Let me clarify that I am fully able to appreciate a subtly distinctive narrative voice. I don't need a Holden Caulfield level of verbal tics and bad attitude to convince me there is a real person behind the fictional "I," nor radical unreliability to find a first-person narrator psychologically interesting. Here, though, the housekeeper crosses the line from "subtle" into "invisible." Her speech may read as slightly less specialized than that of the professor, but there is nothing about it that echoes, for example, her lack of education, or her slide from the middle to the working class. Nor is there any difference between the speech of the mother and that of her ten-year-old son. Perhaps we can deduce from her minimalist style that she is a reticent woman; from the lack of detail in her narration a certain dearth of meaning and beauty in her life prior to meeting the professor. But it's disconcerting how little sense a reader gleans of the housekeeper's own presence, considering that we access the story through her perspective.
And perhaps the "almost-absent" first-person narrator is not necessarily ineffective, even if it is a strange choice in a book with essentially only three characters. In The Housekeeper and the Professor, though, we need the housekeeper to be convincingly present, because the story is supposed to convey her gradually-formed attachment to the professor, her growing appreciation of the aesthetic appeal of mathematics as he presents it. This falls flat when, from the very opening of the novella, she speaks in essentially the same language as the professor himself (on page 62 of 174):
To me, the appeal of prime numbers had something to do with the fact that you could never predict when one would appear. They seemed to be scattered along the number line at any place that took their fancy. The farther you get from zero, the harder they are to find, and no theory or rule could predict where they will turn up next. It was this tantalizing puzzle that held the Professor captive.

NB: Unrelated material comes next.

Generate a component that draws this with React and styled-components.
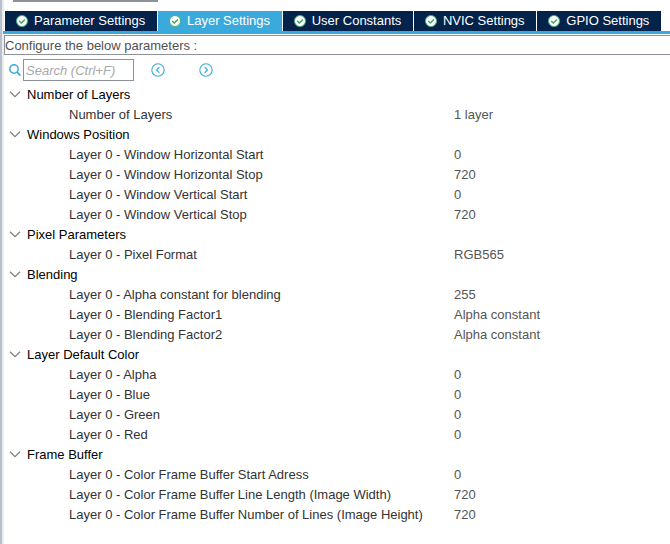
import React, { Component } from 'react';
import styled, { createGlobalStyle, css } from 'styled-components';


const GlobalStyle = createGlobalStyle`
  * {
    box-sizing: border-box;
  }

  body {
    margin: 0;
    background: #fff;
    font-family: "Liberation Sans", Arial, sans-serif;
    font-size: 13px;
    line-height: 20px;
  }

  button, input {
    font: inherit;
  }
`

const Panel = styled.main`
  min-height: 100vh;
  border-left: 2px solid #b7c1cb;
  box-shadow: inset 2px 0 #e9edf0;
  overflow: hidden;
`

const TopEdge = styled.div`
  width: 145px;
  height: 2px;
  margin: 0 0 9px 11px;
  background: #8d9299;
`

const Tabs = styled.nav`
  display: flex;
  gap: 1px;
  margin-left: 1px;
  padding: 0 9px 0 2px;
  border-bottom: 3px solid #3aa9dc;
`

const Tab = styled.button`
  display: flex;
  flex: 1 0 auto;
  align-items: center;
  gap: 6px;
  height: 20px;
  padding: 0 11px;
  border: 0;
  background: #03234b;
  color: #fff;
  font-size: 13px;
  line-height: 20px;
  white-space: nowrap;
  cursor: pointer;

  svg {
    flex: none;
  }

  ${({ $active }) => $active && css`
    background: #3aa9dc;
  `}
`

const Caption = styled.div`
  margin: 1px 0 0 2px;
  padding-top: 2px;
  border: 1px solid #8d9299;
  border-right: 0;
  color: #505050;
  line-height: 16px;
`

const Toolbar = styled.div`
  display: flex;
  align-items: center;
  margin-top: 4px;
  padding-left: 7px;
`

const SearchLabel = styled.label`
  display: flex;
  width: 14px;
`

const SearchInput = styled.input`
  width: 111px;
  height: 22px;
  padding: 0 2px;
  border: 1px solid #8d9299;
  background: #fff;
  outline: 0;

  &::placeholder {
    color: #a8a8a8;
    font-style: italic;
    opacity: 1;
  }
`

const NavButtons = styled.div`
  display: flex;
  gap: 34px;
  margin-left: 17px;
`

const IconButton = styled.button`
  display: flex;
  padding: 0;
  border: 0;
  background: none;
  color: #3aa9dc;
  cursor: pointer;
`

const ParamTable = styled.table`
  width: 100%;
  margin-top: 4px;
  border-collapse: collapse;
  table-layout: fixed;

  th, td {
    height: 20px;
    padding: 0;
    font-weight: normal;
    text-align: left;
    white-space: nowrap;
  }
`

const NameColumn = styled.col`
  width: 452px;
`

const GroupToggle = styled.button`
  display: flex;
  align-items: center;
  gap: 6px;
  height: 20px;
  padding: 0 0 0 7px;
  border: 0;
  background: none;
  color: #000;
  cursor: pointer;
`

const Name = styled.th`
  color: #333;

  && {
    padding-left: 67px;
  }
`

const Value = styled.td`
  color: #555;
`

const CheckIcon = () => (
  <svg width="12" height="12" viewBox="0 0 12 12" aria-hidden="true">
    <circle cx="6" cy="6" r="5.5" fill="#fff" stroke="#49b072" />
    <path d="M3.2 6l2.1 2.1 3.6-3.7" fill="none" stroke="#3aa565" strokeWidth="1.4" />
  </svg>
)

const SearchIcon = () => (
  <svg width="12" height="12" viewBox="0 0 12 12" fill="none" stroke="#3aa9dc" aria-hidden="true">
    <circle cx="5" cy="5" r="4.2" strokeWidth="1.5" />
    <path d="M8 8l3.4 3.6" strokeWidth="1.8" />
  </svg>
)

const ArrowIcon = ({ d }) => (
  <svg width="14" height="14" viewBox="0 0 14 14" fill="none" stroke="currentColor" aria-hidden="true">
    <circle cx="7" cy="7" r="6.2" strokeWidth="1.1" />
    <path d={d} strokeWidth="1.2" />
  </svg>
)

const ChevronIcon = ({ open }) => (
  <svg width="12" height="12" viewBox="0 0 12 12" fill="none" stroke="#808080" strokeWidth="1.3" aria-hidden="true">
    <path d={open ? 'M1 2.7l5 5 5-5' : 'M3.5 1l5 5-5 5'} />
  </svg>
)

const tabs = ['Parameter Settings', 'Layer Settings', 'User Constants', 'NVIC Settings', 'GPIO Settings'];

const groups = [
  {
    title: 'Number of Layers',
    params: [['Number of Layers', '1 layer']],
  },
  {
    title: 'Windows Position',
    params: [
      ['Layer 0 - Window Horizontal Start', '0'],
      ['Layer 0 - Window Horizontal Stop', '720'],
      ['Layer 0 - Window Vertical Start', '0'],
      ['Layer 0 - Window Vertical Stop', '720'],
    ],
  },
  {
    title: 'Pixel Parameters',
    params: [['Layer 0 - Pixel Format', 'RGB565']],
  },
  {
    title: 'Blending',
    params: [
      ['Layer 0 - Alpha constant for blending', '255'],
      ['Layer 0 - Blending Factor1', 'Alpha constant'],
      ['Layer 0 - Blending Factor2', 'Alpha constant'],
    ],
  },
  {
    title: 'Layer Default Color',
    params: [
      ['Layer 0 - Alpha', '0'],
      ['Layer 0 - Blue', '0'],
      ['Layer 0 - Green', '0'],
      ['Layer 0 - Red', '0'],
    ],
  },
  {
    title: 'Frame Buffer',
    params: [
      ['Layer 0 - Color Frame Buffer Start Adress', '0'],
      ['Layer 0 - Color Frame Buffer Line Length (Image Width)', '720'],
      ['Layer 0 - Color Frame Buffer Number of Lines (Image Height)', '720'],
    ],
  },
];

class App extends Component {
  constructor(props) {
    super(props);
    this.state = {
      activeTab : 'Layer Settings',
      search : '',
      closed : {},
    }
  }

  handleSearch = e => {
    this.setState({ search : e.target.value });
  }

  toggleGroup = title => {
    const {closed} = this.state;
    this.setState({ closed : { ...closed, [title] : !closed[title] } });
  }

  render() {
    const {activeTab, search, closed} = this.state;

    return (
      <Panel>
        <GlobalStyle />
        <TopEdge />
        <Tabs>
          {tabs.map(tab => (
            <Tab
              key={tab}
              type="button"
              $active={tab === activeTab}
              onClick={() => this.setState({ activeTab : tab })}
            >
              <CheckIcon />
              {tab}
            </Tab>
          ))}
        </Tabs>
        <Caption>Configure the below parameters :</Caption>
        <Toolbar>
          <SearchLabel htmlFor="search" aria-label="Search">
            <SearchIcon />
          </SearchLabel>
          <SearchInput
            id="search"
            type="text"
            placeholder="Search (Ctrl+F)"
            value={search}
            onChange={this.handleSearch}
          />
          <NavButtons>
            <IconButton type="button" aria-label="Previous">
              <ArrowIcon d="M8.4 4.2L5.6 7l2.8 2.8" />
            </IconButton>
            <IconButton type="button" aria-label="Next">
              <ArrowIcon d="M5.6 4.2L8.4 7 5.6 9.8" />
            </IconButton>
          </NavButtons>
        </Toolbar>
        <ParamTable>
          <colgroup>
            <NameColumn />
            <col />
          </colgroup>
          {groups.map(({ title, params }) => (
            <tbody key={title}>
              <tr>
                <th colSpan="2" scope="rowgroup">
                  <GroupToggle
                    type="button"
                    aria-expanded={!closed[title]}
                    onClick={() => this.toggleGroup(title)}
                  >
                    <ChevronIcon open={!closed[title]} />
                    {title}
                  </GroupToggle>
                </th>
              </tr>
              {!closed[title] && params.map(([name, value]) => (
                <tr key={name}>
                  <Name scope="row">{name}</Name>
                  <Value>{value}</Value>
                </tr>
              ))}
            </tbody>
          ))}
        </ParamTable>
      </Panel>
    );
  }
}

export default App;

Granted, she is narrating the story with the benefit of hindsight. Still, passages like this tempt the reader to believe that, despite her claims of having dreaded her high school math classes, the housekeeper was somehow "primed" (har har) for the discovery of number theory, and didn't have to do much growing after all to appreciate the Professor's mindset.

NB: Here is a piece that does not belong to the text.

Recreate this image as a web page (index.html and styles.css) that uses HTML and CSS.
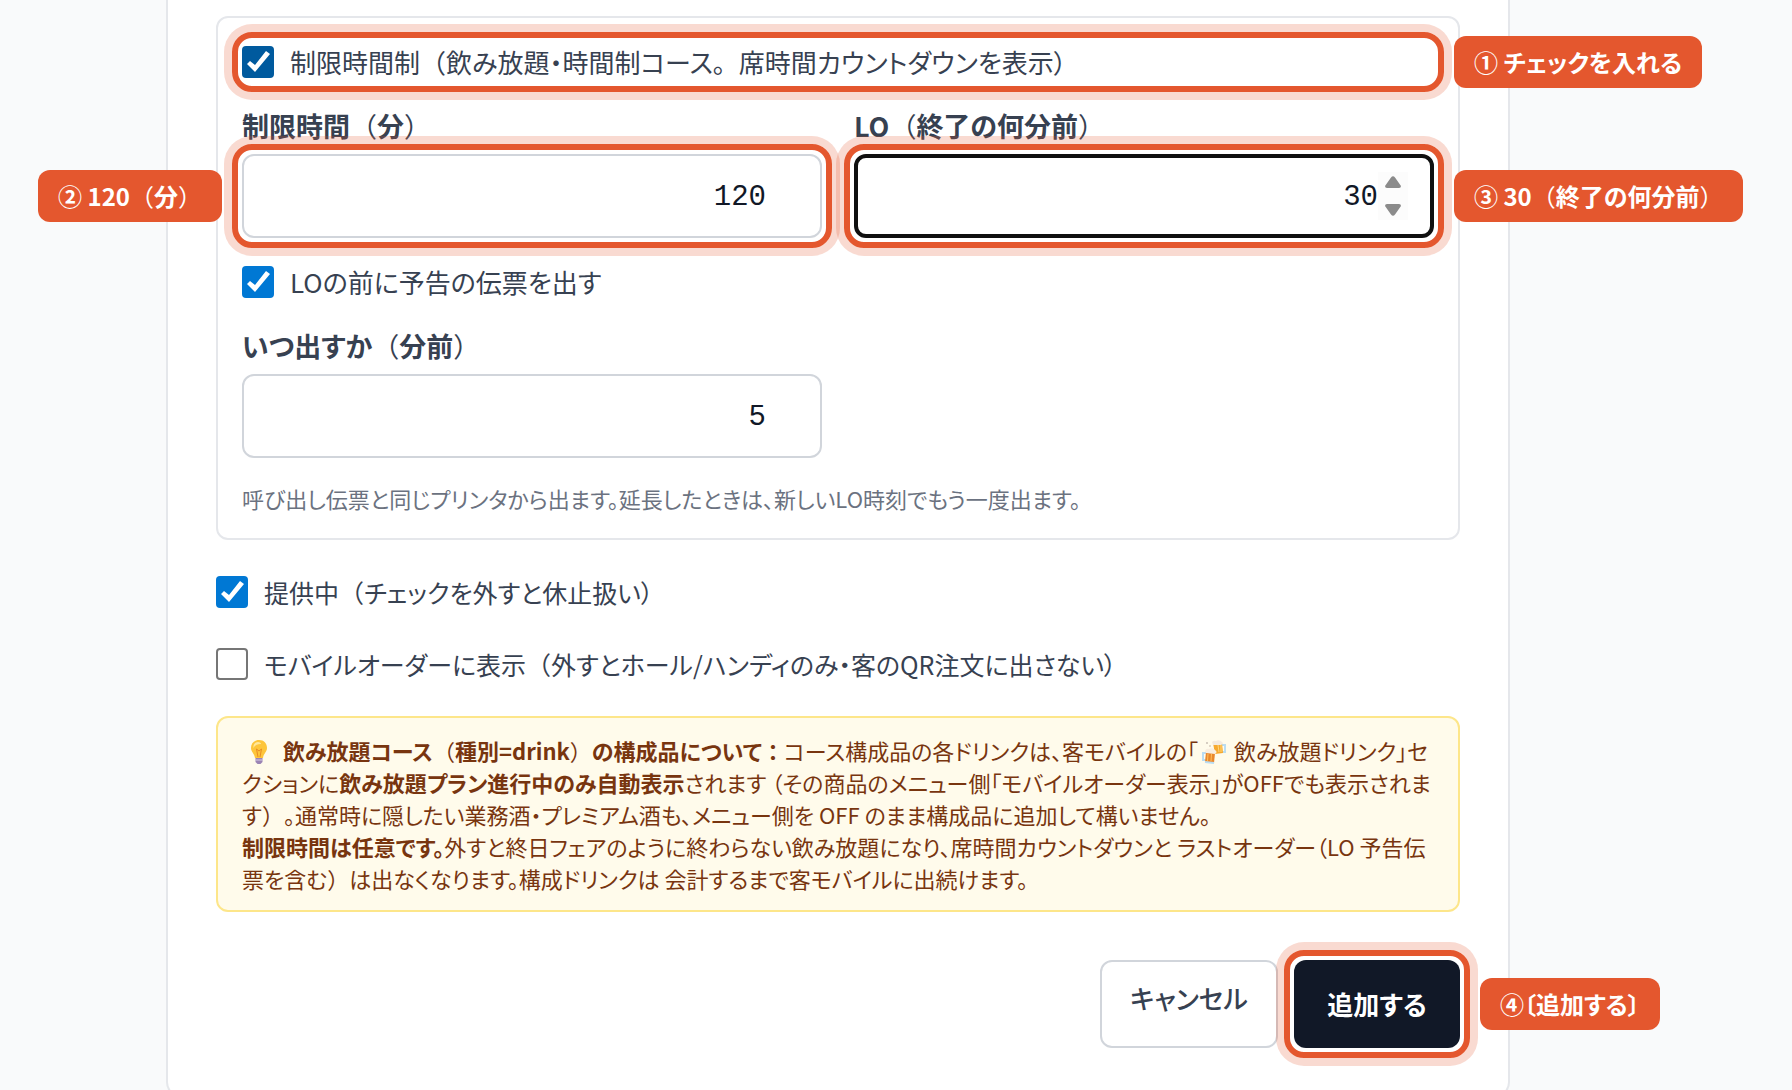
FILE: index.html
```html
<!DOCTYPE html>
<html lang="ja">
<head>
<meta charset="utf-8">
<meta name="viewport" content="width=device-width, initial-scale=1">
<title>コースの追加</title>
<link rel="stylesheet" href="styles.css">
</head>
<body>
<main class="page">
  <form class="panel">
    <fieldset class="group">
      <div class="check-row marked">
        <input class="check check-hover" type="checkbox" id="timed" checked>
        <label for="timed">制限時間制<span class="full">（</span>飲み放題・時間制コース<span class="full">。</span>席時間カウントダウンを表示）</label>
        <span class="callout callout-right">① チェックを入れる</span>
      </div>
      <div class="columns">
        <div class="field">
          <label class="field-label" for="limit">制限時間<span class="full">（</span>分<span class="full">）</span></label>
          <div class="control marked">
            <input class="number" type="number" id="limit" value="120">
            <span class="callout callout-left">② 120<span class="full">（</span>分<span class="full">）</span></span>
          </div>
        </div>
        <div class="field">
          <label class="field-label" for="lo">LO<span class="full">（</span>終了の何分前<span class="full">）</span></label>
          <div class="control marked">
            <input class="number number-active" type="number" id="lo" value="30">
            <svg class="spinner" viewBox="0 0 30 48" aria-hidden="true"><path d="M0 0H30V48H0Z" fill="#fcfcfc"/><path d="M13 5.500Q15 3 17 5.500L23 14Q23 16 21 16H9Q7 16 7 14ZM13 42.500Q15 45 17 42.500L23 34Q23 32 21 32H9Q7 32 7 34Z" fill="#8b8b8b"/></svg>
            <span class="callout callout-right">③ 30<span class="full">（</span>終了の何分前<span class="full">）</span></span>
          </div>
        </div>
      </div>
      <div class="check-row">
        <input class="check" type="checkbox" id="notice" checked>
        <label for="notice">LOの前に予告の伝票を出す</label>
      </div>
      <div class="columns">
        <div class="field">
          <label class="field-label" for="before">いつ出すか<span class="full">（</span>分前<span class="full">）</span></label>
          <div class="control">
            <input class="number" type="number" id="before" value="5">
          </div>
        </div>
      </div>
      <p class="hint">呼び出し伝票と同じプリンタから出ます。延長したときは、新しいLO時刻でもう一度出ます。</p>
    </fieldset>

    <div class="check-row check-row-outer">
      <input class="check" type="checkbox" id="active" checked>
      <label for="active">提供中<span class="full">（</span>チェックを外すと休止扱い）</label>
    </div>
    <div class="check-row check-row-outer">
      <input class="check" type="checkbox" id="mobile">
      <label for="mobile">モバイルオーダーに表示<span class="full">（</span>外すとホール/ハンディのみ・客のQR注文に出さない）</label>
    </div>

    <p class="note">
      <svg class="emoji" viewBox="0 0 32 24" role="img" aria-label="電球"><path d="M17 0C12 0 9 3.500 9 8C9 12 12.500 13.500 13 18H21C21.500 13.500 25 12 25 8C25 3.500 22 0 17 0Z" fill="#fdc53b"/><path d="M16 2C12.500 2 11 5 11.500 8C13 5 15 4 19 4C19 3 18 2 16 2Z" fill="#ffe79a"/><path d="M14.500 9L16 17M19.500 9L18 17M14.500 9L17 11L19.500 9" stroke="#e98b24" fill="none"/><path d="M13.500 18H20.500V22L18.500 24H15.500L13.500 22Z" fill="#9b84b4"/><path d="M13.500 20H20.500" stroke="#d6cbe4"/></svg>
      <strong>飲み放題コース<span class="full">（</span>種別=drink<span class="full">）</span>の構成品について<span class="full full-bold">：</span></strong>コース構成品の各ドリンクは、客モバイルの「<svg class="emoji" viewBox="0 0 32 24" role="img" aria-label="乾杯"><path d="M23 5H27V12H24" stroke="#b9dcf2" stroke-width="2" fill="none"/><path d="M9 13H5V20H9" stroke="#b9dcf2" stroke-width="2" fill="none"/><path d="M15 3L24 3L25 13L17 14Z" fill="#f6a92f"/><path d="M20 5L21 12M23 5V12" stroke="#ffd779"/><path d="M14 2Q16 0 18 1Q21 -1 24 2Q26 4 23 5H15Z" fill="#f3eadf"/><path d="M8 12L17 13L16 23L7 22Z" fill="#e9872c"/><path d="M10 14L9.500 21M13.500 14L13 21" stroke="#ffc05a"/><path d="M7 11Q8 8 11 9Q15 7 17 10Q20 12 17 14L8 13Z" fill="#f8eee0"/><path d="M7 22L16 23" stroke="#b9dcf2" stroke-width="2"/><circle cx="9" cy="3" r="1" fill="#c9bfb5"/><circle cx="12" cy="6" r="1" fill="#d8cdbd"/></svg>飲み放題ドリンク」セクションに<strong>飲み放題プラン進行中のみ自動表示</strong>されます （その商品のメニュー側「モバイルオーダー表示」がOFFでも表示されます<span class="full">）</span>。通常時に隠したい業務酒・プレミアム酒も、メニュー側を OFF のまま構成品に追加して構いません。<br>
      <strong>制限時間は任意です。</strong>外すと終日フェアのように終わらない飲み放題になり、席時間カウントダウンと ラストオーダー（LO 予告伝票を含む<span class="full">）</span>は出なくなります。構成ドリンクは 会計するまで客モバイルに出続けます。
    </p>

    <div class="actions">
      <a class="cancel" href="#">キャンセル</a>
      <div class="marked">
        <button class="submit" type="button">追加する</button>
        <span class="callout callout-right">④〔追加する〕</span>
      </div>
    </div>
  </form>
</main>
</body>
</html>
```
FILE: styles.css
```css
* {
  box-sizing: border-box;
}

body {
  margin: 0;
  background: #f9fafb;
  color: #374151;
  font-family: "Noto Sans CJK JP", "Noto Sans", sans-serif;
  font-feature-settings: "palt";
  font-size: 26px;
  line-height: 40px;
}

/* Punctuation that keeps its full em width */
.full {
  font-feature-settings: normal;
  font-weight: 400;
  text-spacing-trim: space-all;
}

.full-bold {
  font-weight: 700;
}

.page {
  height: 100vh;
  overflow: hidden;
  padding: 0 282px 0 166px;
}

.panel {
  display: flex;
  flex-direction: column;
  gap: 32px;
  padding: 16px 48px 48px;
  background: #fff;
  border: 2px solid #e5e7eb;
  border-top: 0;
  border-radius: 0 0 16px 16px;
}

.group {
  display: flex;
  flex-direction: column;
  gap: 24px;
  min-width: 0;
  margin: 0;
  padding: 24px;
  border: 2px solid #e5e7eb;
  border-radius: 12px;
}

.check-row {
  display: flex;
  align-items: center;
  gap: 16px;
}

.check-row-outer {
  font-size: 25px;
}

.check {
  appearance: none;
  flex: none;
  width: 32px;
  height: 32px;
  margin: 0;
  background: #fff;
  border: 2px solid #767676;
  border-radius: 4px;
}

.check:checked {
  background: #0078d4;
  border: 0;
}

.check:checked::after {
  content: "";
  display: block;
  width: 32px;
  height: 32px;
  background: #fff;
  clip-path: polygon(5px 18px, 8px 15px, 13px 19px, 24px 5px, 28px 8px, 13px 26px);
}

.check-hover:checked {
  background: #005a9e;
}

.columns {
  display: grid;
  grid-template-columns: 1fr 1fr;
  gap: 32px;
}

.field {
  display: flex;
  flex-direction: column;
  gap: 8px;
}

.field-label {
  font-size: 27px;
  font-weight: 700;
}

.control {
  position: relative;
}

.number {
  appearance: textfield;
  display: block;
  width: 100%;
  height: 84px;
  padding: 2px 54px 0 24px;
  background: #fff;
  border: 2px solid #d1d5db;
  border-radius: 12px;
  color: #111827;
  font-family: "Liberation Mono", monospace;
  font-size: 29px;
  text-align: right;
}

.number::-webkit-inner-spin-button {
  appearance: none;
  margin: 0;
}

.number-active {
  padding-right: 52px;
  border: 4px solid #101010;
}

.spinner {
  position: absolute;
  top: 18px;
  right: 26px;
  width: 30px;
  height: 48px;
}

.hint {
  margin: 0;
  color: #6b7280;
  font-size: 22px;
  line-height: 32px;
}

.note {
  margin: 0;
  padding: 16px 24px;
  background: #fffbeb;
  border: 2px solid #fde68a;
  border-radius: 12px;
  color: #78350f;
  font-size: 22px;
  line-height: 32px;
}

.note strong {
  font-weight: 700;
}

.emoji {
  width: 32px;
  height: 24px;
  margin-right: 4px;
  vertical-align: -4px;
}

.actions {
  display: flex;
  justify-content: flex-end;
  gap: 16px;
  padding-top: 16px;
}

.cancel,
.submit {
  border-radius: 12px;
  font-size: 26px;
  line-height: 40px;
}

.cancel {
  min-width: 178px;
  padding: 16px 24px;
  border: 2px solid #d1d5db;
  color: #374151;
  font-weight: 500;
  text-align: center;
  text-decoration: none;
}

.submit {
  display: block;
  min-width: 166px;
  height: 88px;
  padding: 0 24px;
  background: #111827;
  border: 0;
  color: #fff;
  font-family: inherit;
  font-feature-settings: inherit;
  font-weight: 700;
}

/* Tutorial highlight: ring around a target, with a numbered callout beside it */
.marked {
  position: relative;
}

.marked::after {
  content: "";
  position: absolute;
  inset: -10px;
  z-index: 1;
  border: 6px solid #e4572e;
  border-radius: 20px;
  box-shadow: 0 0 0 8px rgba(228, 87, 46, 0.22);
  pointer-events: none;
}

.callout {
  position: absolute;
  top: 50%;
  z-index: 2;
  padding: 6px 20px;
  background: #e4572e;
  border-radius: 12px;
  color: #fff;
  font-size: 24px;
  font-weight: 700;
  line-height: 40px;
  white-space: nowrap;
  transform: translateY(-50%);
}

.callout-right {
  left: calc(100% + 20px);
}

.callout-left {
  right: calc(100% + 20px);
}
```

Which brings me to the book's treatment of math. I've got to say that, as a person who once named her rock band after a law of electricity and magnetism, I am perhaps FAR too dorky to comment here. Still, something about the depiction of the housekeeper's math-related perceptions seemed amateurish to me, or if not amateurish exactly, then akin to an episode of 3-2-1 Contact! aimed at introducing kids to the wonders of number theory. In short, I felt talked down to. Ogawa works hard to make her math-related material accessible, and I've read many a review that expresses appreciation of this. But the flip side of accessible is condescending, and for this reader, The Housekeeper and the Professor strayed over the line on a number of occasions.
I wondered why ordinary words seemed so exotic when they were used in relation to numbers. Amicable numbers or twin primes had a precise quality about them, and yet they sounded as though they'd been taken straight out of a poem. In my mind, the twins had matching outfits and stood holding hands as they waited in the number line.
I mean, my problem here is not the ideas; I like the ideas. I obviously (again, see my band name) like the idea that terms and concepts from math and science can have aesthetic appeal and be applied in the arts. I understand the heft and satisfaction of a balanced equation. Heck, I missed problem sets when I gave up math to focus on literature and languages! But this kind of reflection seems to me something that should be shown rather than explicitly told, conveyed obliquely to the reader rather than served up to them on a tray. Cases where this kind of direct cogitation does work for me (Reverend Ames's theological meditations in Gilead, for example, or Ma-chan's explications of Céline), require the kind of narrative strength that Ogawa's housekeeper conspicuously lacks. In the passage above, for example, she claims that these number theory terms "sounded as though they'd been taken straight out of a poem"; where is the solid base for such a statement? Does she read poetry? We never see her mention any particular poets, or read any particular books. What does "poetry" mean to her? Did she read it in high school when she was supposedly dreading math? Did she like it back then? There is little to suggest any of the answers to these questions, and in their absence the housekeeper's remark about "taken straight out of a poem" is left to dangle unsupported.
Honestly, Ogawa's book suffered in my estimation from being read right after Alice Munro, who could probably sneak such a concept into a paragraph ostensibly devoted to stopping for gas during a road trip through rural Saskatchewan, with two or three words thrown in to illuminate perfectly the characters' childhood traumas. Ogawa simply does not have the same level of artistry—which I know is unfair to mention, because really, few do.
Still, the fact remains: "twins holding hands in the number line"? A little too precious for yours truly.